As a synth the tempest is kind of a 6 voice evolver with better envelopes for drums and no digital effects. I loved the drums sounds I got out of it.

Step sequencing is a little wonky coming from elektron but it’s not crazy complicated. Once your sequence is set it’s still one of the most fun to play (with the various pad modes) of any gear I’ve ever owned.

I definitely found my dream set up.
Really just a few small pieces away from the end goal.
Got over all that gear swapping once I got an OT, traded out the Tempest for RYTM, and got an A4, which now became an AK.

My old Tempest set up was fun though.
Right when I had really dialed it in, the RYTM came out, I had just gotten an OT, and I just gelled with the Elektron paradigm really well.

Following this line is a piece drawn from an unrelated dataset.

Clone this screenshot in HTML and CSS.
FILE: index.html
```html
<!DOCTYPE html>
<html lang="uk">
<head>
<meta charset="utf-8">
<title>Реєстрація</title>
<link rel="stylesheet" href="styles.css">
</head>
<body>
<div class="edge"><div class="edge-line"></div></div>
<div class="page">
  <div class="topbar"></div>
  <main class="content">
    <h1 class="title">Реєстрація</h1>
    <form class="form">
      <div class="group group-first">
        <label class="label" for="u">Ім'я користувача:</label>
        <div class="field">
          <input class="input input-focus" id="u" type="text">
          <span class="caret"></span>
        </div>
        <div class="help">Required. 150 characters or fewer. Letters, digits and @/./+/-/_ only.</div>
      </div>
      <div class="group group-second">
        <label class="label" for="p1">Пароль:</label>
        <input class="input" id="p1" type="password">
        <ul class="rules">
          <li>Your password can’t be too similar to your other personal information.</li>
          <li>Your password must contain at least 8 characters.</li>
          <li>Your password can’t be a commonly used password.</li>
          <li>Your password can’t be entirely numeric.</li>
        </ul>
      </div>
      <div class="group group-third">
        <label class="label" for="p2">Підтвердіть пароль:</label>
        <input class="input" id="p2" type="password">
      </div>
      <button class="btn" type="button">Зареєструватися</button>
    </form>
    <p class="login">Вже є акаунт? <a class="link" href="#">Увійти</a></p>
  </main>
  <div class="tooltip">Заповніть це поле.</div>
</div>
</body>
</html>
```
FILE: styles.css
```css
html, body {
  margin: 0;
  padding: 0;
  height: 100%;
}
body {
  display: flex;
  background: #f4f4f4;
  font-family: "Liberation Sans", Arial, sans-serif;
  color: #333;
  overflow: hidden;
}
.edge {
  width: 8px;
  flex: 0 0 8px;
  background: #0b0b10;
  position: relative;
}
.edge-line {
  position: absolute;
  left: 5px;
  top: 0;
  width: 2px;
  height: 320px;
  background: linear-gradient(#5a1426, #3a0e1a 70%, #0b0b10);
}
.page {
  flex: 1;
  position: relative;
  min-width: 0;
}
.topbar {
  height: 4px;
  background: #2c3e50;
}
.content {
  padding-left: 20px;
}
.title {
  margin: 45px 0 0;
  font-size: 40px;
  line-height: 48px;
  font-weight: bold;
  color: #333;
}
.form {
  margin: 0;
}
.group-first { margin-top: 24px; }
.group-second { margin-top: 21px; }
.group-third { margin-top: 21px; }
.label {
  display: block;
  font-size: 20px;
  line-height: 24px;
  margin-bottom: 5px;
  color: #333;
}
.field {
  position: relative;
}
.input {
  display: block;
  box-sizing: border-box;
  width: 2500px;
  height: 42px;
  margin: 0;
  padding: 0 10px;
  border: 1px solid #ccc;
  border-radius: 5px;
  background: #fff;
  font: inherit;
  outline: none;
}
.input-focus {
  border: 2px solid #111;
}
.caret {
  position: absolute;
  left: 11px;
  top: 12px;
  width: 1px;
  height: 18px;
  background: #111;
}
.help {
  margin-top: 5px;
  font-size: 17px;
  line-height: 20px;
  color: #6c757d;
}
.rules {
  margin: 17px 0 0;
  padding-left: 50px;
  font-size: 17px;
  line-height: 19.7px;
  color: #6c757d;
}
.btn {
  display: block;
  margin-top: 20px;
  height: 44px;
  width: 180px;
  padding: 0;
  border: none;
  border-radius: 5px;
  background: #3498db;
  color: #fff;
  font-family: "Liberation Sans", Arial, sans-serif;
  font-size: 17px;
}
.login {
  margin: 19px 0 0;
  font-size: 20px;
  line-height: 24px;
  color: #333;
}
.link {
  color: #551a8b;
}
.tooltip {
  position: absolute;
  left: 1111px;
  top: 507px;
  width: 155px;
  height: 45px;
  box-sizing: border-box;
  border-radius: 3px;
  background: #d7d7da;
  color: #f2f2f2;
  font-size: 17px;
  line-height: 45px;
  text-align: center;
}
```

I haven’t owned one, but watched and read a lot when it came out :slight_smile: . From multiple rants I remember 2 points:

  • It has an architecture of typical general-purpose DSI synth, not a specialized drum-synth. So it has generous 4 osc and 5 envelopes per voice (!) with typical DSI deep modulation matrix, but not any specialized machine like “kick drum” or “hi hat”. Many classic drum sounds are not based on subtractive synthesis. Probably there should be, for example, FM between Oscs (synth drum do need it), but I haven’t tested myself how is it working and how is it sounding.
  • Sample-based oscillators in theory should help with missing sounds, but people were not happy with their selection. Also something very basic was missing from the analog oscs - white noise? Using sample for that is hmmmmm…
    I was not following since mid 2010’s if there was any update of samples.

So if you are looking for classic drum machine, it’s not exactly following this definition. It’s rather a versatile groovebox/sound module with Curtis LPF and all that sound. Probably it’s sort of 6 voice DSI Tetra with better controls and more oscs/envs .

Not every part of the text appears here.